The execution process of sql “select * from root where v<10” is as follows:

(1) Create a timeGenerator for the value filter “v<10”. It will return statisfied timestamps iteratively.

(2) Fetch the value by the timestamp generated by the TimeGenerator.

 

3. Analysis

3.1 Annotation Description
 
s: data source

s1<s2: s2 has higher priority than s1, which means that data points in s2 always cover those of the same timestamps in s1.

ss: sequential data source. 

us: unsequential data source. us>ss, i.e., unsequential data source always has higher priority than sequential data source.

merge(s1,s2): union data points from s1 and s2. When two data points from s1 and s2 respectively have the same timestamp, keep the data point from the higher priority source.

query(s): apply the query pushdown on the data source s and return the query result 

 

3.2 Current Query Plan

       The current query plan in IoTDB goes like this: timeGenerator=merge(query(ss),query(us))



       Explain using the above example:

ss=((1,1),(2,2),(3,3))

us=(1,100)

query(ss)=((1,1),(2,2),(3,3))

query(us)=ϕ

timeGenerator=merge(query(ss),query(us))=((1,1),(2,2),(3,3))







       Then fetch the value by the timestamp generated by the above timeGenerator. Note that in this step, we fetch value from merged data source, i.e., merge(ss,us). The final result is ((1,100),(2,2),(3,3)). This is how the bug comes from: there is no post-filter applied on the false positives in the timeGenerator.

 

3.3 Possibile Solutions

We come up with several alternative solutions.

(1) timeGenerator=query(merge(ss,us))

(2) timeGenerator=query(merge(query(ss),us))

(3) timeGenerator=query(merge(query(ss),query(us)))



(1) is a simple solution. 

(2) and (3) have different advantages. 

(2): The query condition is pushed down to ss first and then applied to the merged result of query(ss) and us. When the selection query (corresponding to timeGenerator) and the projection query have the same series in common, we can use values of those series cached in timeGenerator to speed up the projection process.

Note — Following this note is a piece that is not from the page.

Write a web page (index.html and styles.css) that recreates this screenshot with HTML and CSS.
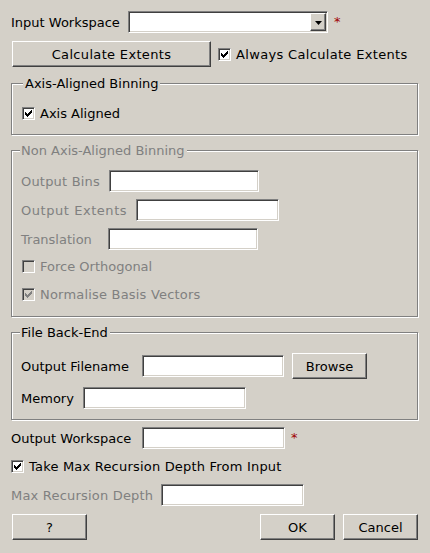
FILE: index.html
```html
<!DOCTYPE html>
<html>
<head>
<meta charset="utf-8">
<link rel="stylesheet" href="styles.css">
</head>
<body>
<div class="dialog">
  <div class="row h22">
    <span class="lbl w117">Input Workspace</span>
    <div class="field combo"><span class="combo-btn"><svg width="7" height="4" viewBox="0 0 7 4"><path d="M0 0h7L3.5 4z"/></svg></span></div>
    <span class="req">*</span>
  </div>
  <div class="row h26 mt8">
    <button class="btn w199 sp-b">Calculate Extents</button>
    <span class="check ml7"><span class="box"><svg width="7" height="7" viewBox="0 0 7 7" shape-rendering="crispEdges"><path d="M0 2h1v3H0zM1 3h1v3H1zM2 4h1v3H2zM3 3h1v3H3zM4 2h1v3H4zM5 1h1v3H5zM6 0h1v3H6z"/></svg></span><span class="ctext sp-b">Always Calculate Extents</span></span>
  </div>

  <fieldset class="group g1">
    <legend class="leg-a">Axis-Aligned Binning</legend>
    <div class="row h22">
      <span class="check ml1"><span class="box"><svg width="7" height="7" viewBox="0 0 7 7" shape-rendering="crispEdges"><path d="M0 2h1v3H0zM1 3h1v3H1zM2 4h1v3H2zM3 3h1v3H3zM4 2h1v3H4zM5 1h1v3H5zM6 0h1v3H6z"/></svg></span><span class="ctext">Axis Aligned</span></span>
    </div>
  </fieldset>

  <fieldset class="group g2 dis">
    <legend>Non Axis-Aligned Binning</legend>
    <div class="row h22">
      <span class="lbl w88 sp-a">Output Bins</span>
      <div class="field w150"></div>
    </div>
    <div class="row h22 mt7">
      <span class="lbl w115 sp-c">Output Extents</span>
      <div class="field w143"></div>
    </div>
    <div class="row h22 mt7">
      <span class="lbl w87">Translation</span>
      <div class="field w150"></div>
    </div>
    <div class="row h21 mt6">
      <span class="check ml1"><span class="box off"></span><span class="ctext">Force Orthogonal</span></span>
    </div>
    <div class="row h21 mt7">
      <span class="check ml1"><span class="box off"><svg width="7" height="7" viewBox="0 0 7 7" shape-rendering="crispEdges"><path d="M0 2h1v3H0zM1 3h1v3H1zM2 4h1v3H2zM3 3h1v3H3zM4 2h1v3H4zM5 1h1v3H5zM6 0h1v3H6z"/></svg></span><span class="ctext sp-a">Normalise Basis Vectors</span></span>
    </div>
  </fieldset>

  <fieldset class="group g3">
    <legend>File Back-End</legend>
    <div class="row h26">
      <span class="lbl w121">Output Filename</span>
      <div class="field w142"></div>
      <button class="btn w75 ml8">Browse</button>
    </div>
    <div class="row h22 mt8">
      <span class="lbl w62">Memory</span>
      <div class="field w163"></div>
    </div>
  </fieldset>

  <div class="row h22 mt7">
    <span class="lbl w131">Output Workspace</span>
    <div class="field w143"></div>
    <span class="req">*</span>
  </div>
  <div class="row h22 mt6">
    <span class="check"><span class="box"><svg width="7" height="7" viewBox="0 0 7 7" shape-rendering="crispEdges"><path d="M0 2h1v3H0zM1 3h1v3H1zM2 4h1v3H2zM3 3h1v3H3zM4 2h1v3H4zM5 1h1v3H5zM6 0h1v3H6z"/></svg></span><span class="ctext sp-a">Take Max Recursion Depth From Input</span></span>
  </div>
  <div class="row h22 mt7">
    <span class="lbl w150 dis sp-a">Max Recursion Depth</span>
    <div class="field w143"></div>
  </div>
  <div class="row h26 mt8 footer">
    <button class="btn w75 ml1">?</button>
    <div class="btns">
      <button class="btn w75">OK</button>
      <button class="btn w75">Cancel</button>
    </div>
  </div>
</div>
</body>
</html>
```

FILE: styles.css
```css
html, body {
  margin: 0;
  padding: 0;
  background: #d4d0c8;
}
body {
  font-family: "DejaVu Sans", "Liberation Sans", sans-serif;
  font-size: 13px;
  color: #000;
  width: 430px;
  height: 553px;
  overflow: hidden;
}
.dialog {
  box-sizing: border-box;
  width: 430px;
  padding: 11px 12px 0 11px;
}
.row {
  display: flex;
  align-items: center;
  line-height: 15px;
}
.h21 { height: 21px; }
.h22 { height: 22px; }
.h26 { height: 26px; }
.mt6 { margin-top: 6px; }
.mt7 { margin-top: 7px; }
.mt8 { margin-top: 8px; }
.ml1 { margin-left: 1px; }
.ml7 { margin-left: 7px; }
.ml8 { margin-left: 8px; }

.sp-a { letter-spacing: 0.2px; }
.sp-b { letter-spacing: 0.33px; }
.sp-c { letter-spacing: 0.55px; }

.lbl { flex: none; white-space: nowrap; }
.w62 { width: 62px; }
.w75 { width: 75px; }
.w87 { width: 87px; }
.w88 { width: 88px; }
.w115 { width: 115px; }
.w117 { width: 117px; }
.w121 { width: 121px; }
.w131 { width: 131px; }
.w142 { width: 142px; }
.w143 { width: 143px; }
.w150 { width: 150px; }
.w163 { width: 163px; }
.w199 { width: 199px; }

.dis, .dis .lbl, .dis .ctext, .dis legend { color: #808080; }

.field {
  box-sizing: border-box;
  height: 22px;
  flex: none;
  background: #fff;
  border: 1px solid;
  border-color: #808080 #fff #fff #808080;
  box-shadow: inset 1px 1px 0 #404040, inset -1px -1px 0 #d4d0c8;
}
.combo {
  width: 200px;
  display: flex;
  justify-content: flex-end;
  padding: 1px;
}
.combo-btn {
  box-sizing: border-box;
  width: 16px;
  height: 18px;
  background: #d4d0c8;
  border: 1px solid;
  border-color: #fff #404040 #404040 #fff;
  box-shadow: inset -1px -1px 0 #808080;
  display: flex;
  align-items: center;
  justify-content: center;
}
.combo-btn svg { fill: #000; display: block; margin-top: 1px; }

.req {
  color: #a00000;
  margin-left: 6px;
  font-size: 13px;
  align-self: center;
  margin-top: -2px;
}

.btn {
  box-sizing: border-box;
  flex: none;
  height: 26px;
  margin-top: 0;
  margin-bottom: 0;
  padding: 0;
  font-family: inherit;
  font-size: inherit;
  color: #000;
  background: #d4d0c8;
  border: 1px solid;
  border-color: #fff #404040 #404040 #fff;
  box-shadow: inset -1px -1px 0 #808080;
  border-radius: 0;
}
.btn.w199 { margin-left: 1px; }

.check {
  display: flex;
  align-items: center;
}
.box {
  box-sizing: border-box;
  width: 13px;
  height: 13px;
  flex: none;
  background: #fff;
  border: 1px solid;
  border-color: #808080 #fff #fff #808080;
  box-shadow: inset 1px 1px 0 #404040, inset -1px -1px 0 #d4d0c8;
  display: flex;
  align-items: center;
  justify-content: center;
}
.box svg { display: block; fill: #000; }
.box.off { background: #d4d0c8; }
.box.off svg { fill: #808080; }
.ctext { margin-left: 5px; white-space: nowrap; }

.group {
  margin: 0;
  min-width: 0;
  border: 1px solid #808080;
  box-shadow: 1px 1px 0 #fff, inset 1px 1px 0 #fff;
}
.group legend {
  padding: 0 2px 0 1px;
  margin-left: -1px;
  line-height: 15px;
  background: #d4d0c8;
}
.group legend.leg-a { margin-left: 2px; padding-left: 2px; }
.g1 { margin-top: 9px; padding: 11px 10px 10px 9px; }
.g2 { margin-top: 8px; padding: 12px 10px 11px 9px; }
.g3 { margin-top: 8px; padding: 13px 10px 10px 9px; }

.footer { justify-content: space-between; }
.btns { display: flex; gap: 8px; }
```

(3): The query condition is pushed down to the unsequential data source too. Thus, data not satisfying the query condition can be filtered out at an early stage.




3.4 Discussion

       Does anyone know of any mature solutions in other systems? Or which solution do you think is better, (2) or (3)?

       Looking forward to your advice.




Sincerely,

Lei Rui, Yue Su

Re: Discussion: IoTDB Query on Value Columns

Posted by Xiangdong Huang <sa...@gmail.com>.

Hi all,

Mailing list does not support media data (e.g., image, document
attachment...), so if you want to share the image or other materials,
please submit them on JIRA :D

By the way, it is better that controlling the number of words in a line in
the mailing list... it is friendly for users who use small screen.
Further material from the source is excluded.